Of the estimated £950 million renovations Liverpool 1 saw £500 million of this money. In our opinion, this is one of the most successful investments ever. The shopping centres include Cinemas, Crazy Golf, Restaurants flagship stores for both John Lewis and Debenhams as well as the 5th Largest open-air shopping centre in the UK. As a highly sort after area investors have taken advantage of all residential space available in the immediate area.
Derelict buildings in the immediate area have disappeared completely over the last decade, being either converted or demolished to make room for higher-yielding property. Although L1 itself is already fully renovated and room for new developments is extremely limited it is directly responsible for the acceleration in growth for the entire city, as it allows the city to support a commercial population which it has never been capable of supporting. The largely pedestrianised area also means that pedestrian traffic is at record levels with extreme density, having huge impacts on all commercial properties, leading to more jobs and thus more residents.
Liverpool has a strong economy with an estimated worth of around £121 billion.
With over 14370 separate businesses spread across Liverpool in a vast variety of industries it is no stranger to diversity, and relies not on one sector alone but is intelligently supported by all businesses and investment sectors. This gives a security the city never had in 1980s when the collapse of one industry meant the cities economic reputation simply crumbled.
The decade run-up to 2008 saw Liverpool GDP rise rapidly, this was due to the pending plans of its famous £950 million investment, which made parts of Liverpool virtually unrecognisable. The promise of new opportunities and a new face lift drove investors to the area. The sudden drop immediately after 2008 was a double hit from both the recession and more importantly the fact that the regeneration had been completed and property prices went up as a whole. It did not take long for the trend to continue on its course as wealthy investors could see the lasting positive impact the major project has had on the area. The evidence for this is obvious from its yearly GDP, performing with solidarity year by year.
The area round L1, L2 right through the student areas spanning around 10 square miles are peppered with new build developments, with a large focus on post-graduate and international student living, all who are willing to pay above the average price for more luxurious living as many are missing out and living together in emergency accommodation. The dock areas have seen several large developments including the Arena and adjacent apartment buildings, all providing Liverpool with a luxurious lifestyle choice for occupants. The Liverpool Museums are also a recent addition to this area, with its own Tate modern, a Beatles museum, and the more popular Liverpool Museum. It also had a darker but very interesting set of museums including its Slavery and Maritime museums, all of which are highly recommended places to visit. If this was not enough history for you then around town you can find old theatres and even a nightclub which was once home to slavery auctions.
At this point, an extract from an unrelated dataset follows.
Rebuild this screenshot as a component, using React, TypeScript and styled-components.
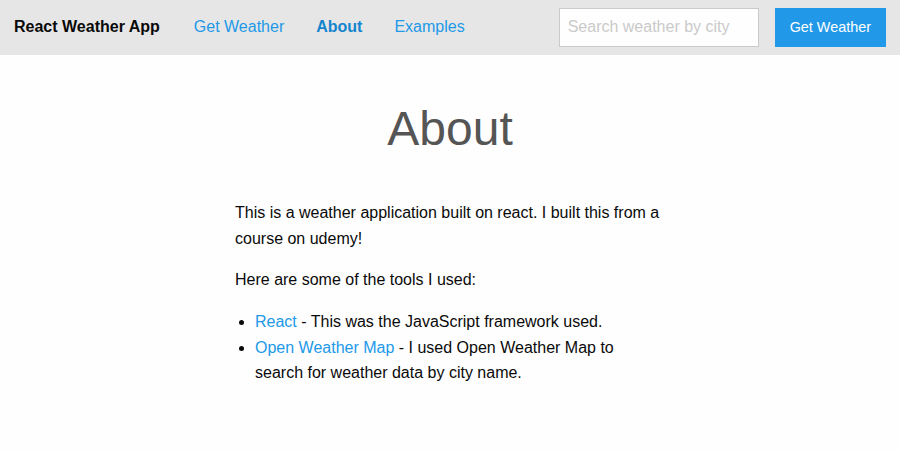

Competition on new builds in Liverpool are fierce as each one strives to offer better living than the next, with an extremely high young and trendy population apartments are becoming more desirable than homes. Apartment prices outstrip terrace properties which require high maintenance and much renovation before deemed fit to live in. Much of the Victorian terrace streets are facing demolition as flats are in extreme demand.
As a result of the new living lifestyle brought about by the revival of the city the commercial and industry economy has also benefited, with its young population it is focusing heavily on knowledge intensive sectors, these include such things as Life sciences, Creative and digital, Advanced Manufacturing and Financial & Professional services. These changes have been implemented largely thanks to its high Student Population spread across 3 Major Universities. The Liverpool City Region report has outlined a number of key areas and specific industries it wants to see succeed, naming several companies it wants to see establish themselves within the City, these include FabLabs and Daresbury SIC. Along with these new plans there are also plans put forward by MediaCity as Liverpool has already seen success in these areas such as a popular media/cinema venue and quirky exhibitions and museums spread throughout the city making it the most filmed city in the UK outside of London. This is an ambitious plan which aims to generate nearly 60,000 additional jobs by the early 2020s.
Liverpool was crowned UK capital for fast-growth firms, with the highest proportion of new businesses succeeding, having more new successful businesses than London. There are now as many if not more high-growth businesses in the UK as there were during the dotcom boom in the early 2000s, as reported by the Enterprise Research Centre (ERC). Fast growing firms rose by 56% between 2009 and 2015 in Liverpool. Merseyside now has the highest proportion of these companies in the entire UK, greater than even the most popular new business areas in London such as Old street and the Google campus companies.
Liverpool’s total population is still recovering from the 1980s, however, with the GDP on a sharp rise this balances out its total worth to the UK economy. One major factor in Liverpool’s rise in population is that of Irish migration, for over eight hundred years Irish migrants have been making the short trip from the Belfast area and this continues today, as a recorded 600,000 people cross the Irish sea into Liverpool every year, with an estimated Irish born population of 83,000.
Liverpool is a key player for the Northern Powerhouse (the wider plan set by the UK government to make North England an international leading economic powerhouse to rival London). With Liverpool being one of the fastest growing and largest northern cities it has seen promising increases in all sectors, this bodes well for investors already with property in the area. High rental yields, growing population, and a bright economic outlook mean now is certainly the best time for anyone looking for Property Investment in Liverpool.